3.1.4 Policy Development
What role can oversight institutions play in policy development?
The role that an impartial and politically neutral body with oversight of political finance issues can play in policy development will usually be limited, but can still be important.
An oversight body is unlikely to be able to design the policy or regulatory framework within which it sits, or to drive major changes to the framework. This is because the key policy decisions – such as what controls should exist on donations and other funding provided to political actors, and what spending and campaigning activity should be regulated – need political legitimacy, and ideally consent from the broad range of political actors within the jurisdiction. As the oversight body, you most likely do not have the power to make unilateral changes to the legislative framework, as this prerogative lies with the legislative body.
However, an oversight body which has had some experience of operating or overseeing a framework of controls on political finance can play an important role in advising policy-makers – including governments, parliaments and independent reviewers – about how design problems in the framework can be resolved, and how ideas for changes to the framework will work in practice.

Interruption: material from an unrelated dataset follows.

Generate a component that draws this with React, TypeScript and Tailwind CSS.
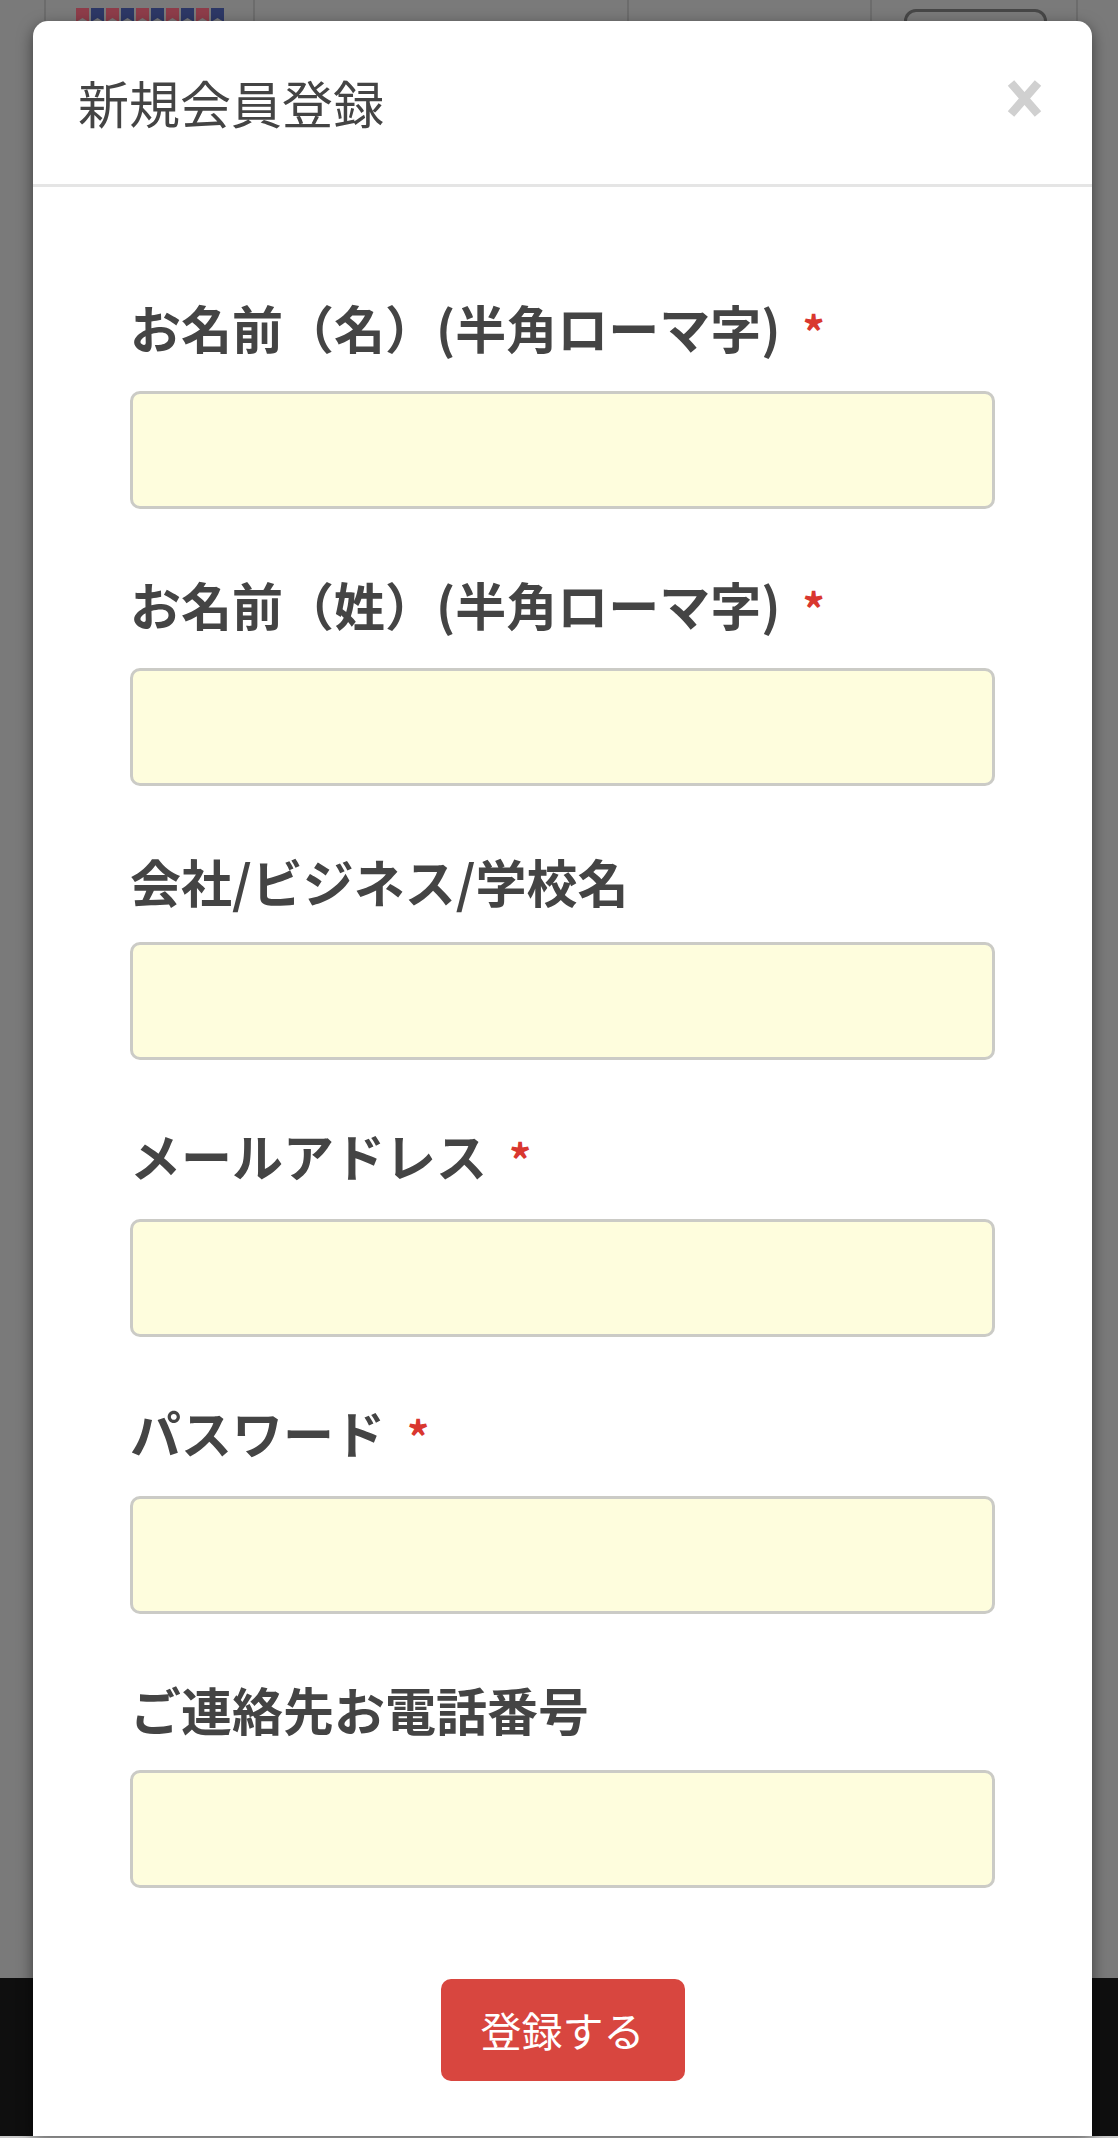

An important aspect of this is ensuring that political finance regulations are enforceable.
For example, an oversight body may do some or all of the following (the links are to examples of the work of the United Kingdom’s Electoral Commission):
- Provide information and advice to inform a political party’s or government’s initial policy development
- Publish briefings to inform legislators and decision-makers when draft legislation or policy changes are under consideration
- Conduct a systematic review of the effectiveness of a framework and make recommendations about how it can be improved
It is noteworthy that the law in some jurisdictions requires the political oversight institution to make recommendations of the legislative framework. For example, in the USA, the Federal Election Commission is to make annual legislative recommendations. See e.g. the FEC’s recommendations for 2021.
In addition, political finance legislation often establishes broad rules that then have to be interpreted and applied to different factual scenarios. As an oversight institution, your interpretation and application of the rules will often involve policy development. This is most evident in the development of operational policies and procedures but it also applies to how you interpret and apply the rules in the advice you give and the enforcement cases you handle.
How can you, as an oversight body, contribute effectively to political finance policy development?
The following steps can help you contribute to the development of political finance policy:
- Be open and consistent with all relevant actors about what you are considering or recommending, and why.
- Develop clear explanations of how any policy changes you recommend will have a positive outcome, such as:
- better achieving the overall policy aims of the framework, without producing an unfair advantage or disadvantage for any political actor, and/or
- removing unnecessary administrative burdens on political actors.
- Engage political actors and other interested parties at an early stage to obtain their perspectives on the issues you are exploring and, where possible, win their support for the changes you are recommending.